___ INFORMATION PROVIDED ___

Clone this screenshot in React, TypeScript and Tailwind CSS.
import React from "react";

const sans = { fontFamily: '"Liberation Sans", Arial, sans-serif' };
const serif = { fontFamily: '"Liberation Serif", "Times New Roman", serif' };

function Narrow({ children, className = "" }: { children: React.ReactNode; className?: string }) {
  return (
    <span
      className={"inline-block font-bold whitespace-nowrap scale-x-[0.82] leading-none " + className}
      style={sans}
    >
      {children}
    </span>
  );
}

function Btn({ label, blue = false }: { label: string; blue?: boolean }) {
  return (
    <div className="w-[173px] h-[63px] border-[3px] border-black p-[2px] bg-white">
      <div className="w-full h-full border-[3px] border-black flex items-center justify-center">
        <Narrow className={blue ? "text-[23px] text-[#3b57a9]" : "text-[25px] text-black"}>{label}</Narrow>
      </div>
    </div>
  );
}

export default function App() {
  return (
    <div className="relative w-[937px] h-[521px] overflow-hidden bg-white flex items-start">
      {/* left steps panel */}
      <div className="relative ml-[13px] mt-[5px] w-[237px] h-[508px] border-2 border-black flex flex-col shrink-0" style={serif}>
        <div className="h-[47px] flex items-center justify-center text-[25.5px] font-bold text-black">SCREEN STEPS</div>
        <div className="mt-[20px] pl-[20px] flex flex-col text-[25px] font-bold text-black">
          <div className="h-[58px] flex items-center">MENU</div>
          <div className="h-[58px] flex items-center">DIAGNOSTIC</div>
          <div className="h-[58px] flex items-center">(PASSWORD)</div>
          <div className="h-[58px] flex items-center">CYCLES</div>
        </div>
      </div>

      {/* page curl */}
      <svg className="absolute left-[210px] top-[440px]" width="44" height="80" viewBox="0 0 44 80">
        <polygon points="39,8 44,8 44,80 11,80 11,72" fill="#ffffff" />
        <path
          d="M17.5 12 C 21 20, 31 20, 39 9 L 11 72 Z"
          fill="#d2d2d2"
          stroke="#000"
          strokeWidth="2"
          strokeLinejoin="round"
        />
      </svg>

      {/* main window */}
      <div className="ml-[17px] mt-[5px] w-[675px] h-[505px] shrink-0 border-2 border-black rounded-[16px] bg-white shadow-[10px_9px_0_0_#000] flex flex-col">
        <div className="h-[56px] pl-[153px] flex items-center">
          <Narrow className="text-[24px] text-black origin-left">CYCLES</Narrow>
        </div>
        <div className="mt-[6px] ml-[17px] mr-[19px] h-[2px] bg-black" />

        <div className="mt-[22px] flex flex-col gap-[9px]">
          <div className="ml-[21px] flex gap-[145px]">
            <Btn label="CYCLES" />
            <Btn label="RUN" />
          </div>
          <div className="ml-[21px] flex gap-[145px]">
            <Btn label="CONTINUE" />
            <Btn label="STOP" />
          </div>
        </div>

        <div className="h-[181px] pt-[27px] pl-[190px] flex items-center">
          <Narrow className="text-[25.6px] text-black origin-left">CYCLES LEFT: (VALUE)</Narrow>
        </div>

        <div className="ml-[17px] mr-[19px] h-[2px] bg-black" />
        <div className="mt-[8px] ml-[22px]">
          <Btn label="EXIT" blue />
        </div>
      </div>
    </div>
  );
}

___

DIRECTIVE:
Give back each line above precisely as it stands.

ANSWER TO THE TASK:
Clone this screenshot in React, TypeScript and Tailwind CSS.
import React from "react";

const sans = { fontFamily: '"Liberation Sans", Arial, sans-serif' };
const serif = { fontFamily: '"Liberation Serif", "Times New Roman", serif' };

function Narrow({ children, className = "" }: { children: React.ReactNode; className?: string }) {
  return (
    <span
      className={"inline-block font-bold whitespace-nowrap scale-x-[0.82] leading-none " + className}
      style={sans}
    >
      {children}
    </span>
  );
}

function Btn({ label, blue = false }: { label: string; blue?: boolean }) {
  return (
    <div className="w-[173px] h-[63px] border-[3px] border-black p-[2px] bg-white">
      <div className="w-full h-full border-[3px] border-black flex items-center justify-center">
        <Narrow className={blue ? "text-[23px] text-[#3b57a9]" : "text-[25px] text-black"}>{label}</Narrow>
      </div>
    </div>
  );
}

export default function App() {
  return (
    <div className="relative w-[937px] h-[521px] overflow-hidden bg-white flex items-start">
      {/* left steps panel */}
      <div className="relative ml-[13px] mt-[5px] w-[237px] h-[508px] border-2 border-black flex flex-col shrink-0" style={serif}>
        <div className="h-[47px] flex items-center justify-center text-[25.5px] font-bold text-black">SCREEN STEPS</div>
        <div className="mt-[20px] pl-[20px] flex flex-col text-[25px] font-bold text-black">
          <div className="h-[58px] flex items-center">MENU</div>
          <div className="h-[58px] flex items-center">DIAGNOSTIC</div>
          <div className="h-[58px] flex items-center">(PASSWORD)</div>
          <div className="h-[58px] flex items-center">CYCLES</div>
        </div>
      </div>

      {/* page curl */}
      <svg className="absolute left-[210px] top-[440px]" width="44" height="80" viewBox="0 0 44 80">
        <polygon points="39,8 44,8 44,80 11,80 11,72" fill="#ffffff" />
        <path
          d="M17.5 12 C 21 20, 31 20, 39 9 L 11 72 Z"
          fill="#d2d2d2"
          stroke="#000"
          strokeWidth="2"
          strokeLinejoin="round"
        />
      </svg>

      {/* main window */}
      <div className="ml-[17px] mt-[5px] w-[675px] h-[505px] shrink-0 border-2 border-black rounded-[16px] bg-white shadow-[10px_9px_0_0_#000] flex flex-col">
        <div className="h-[56px] pl-[153px] flex items-center">
          <Narrow className="text-[24px] text-black origin-left">CYCLES</Narrow>
        </div>
        <div className="mt-[6px] ml-[17px] mr-[19px] h-[2px] bg-black" />

        <div className="mt-[22px] flex flex-col gap-[9px]">
          <div className="ml-[21px] flex gap-[145px]">
            <Btn label="CYCLES" />
            <Btn label="RUN" />
          </div>
          <div className="ml-[21px] flex gap-[145px]">
            <Btn label="CONTINUE" />
            <Btn label="STOP" />
          </div>
        </div>

        <div className="h-[181px] pt-[27px] pl-[190px] flex items-center">
          <Narrow className="text-[25.6px] text-black origin-left">CYCLES LEFT: (VALUE)</Narrow>
        </div>

        <div className="ml-[17px] mr-[19px] h-[2px] bg-black" />
        <div className="mt-[8px] ml-[22px]">
          <Btn label="EXIT" blue />
        </div>
      </div>
    </div>
  );
}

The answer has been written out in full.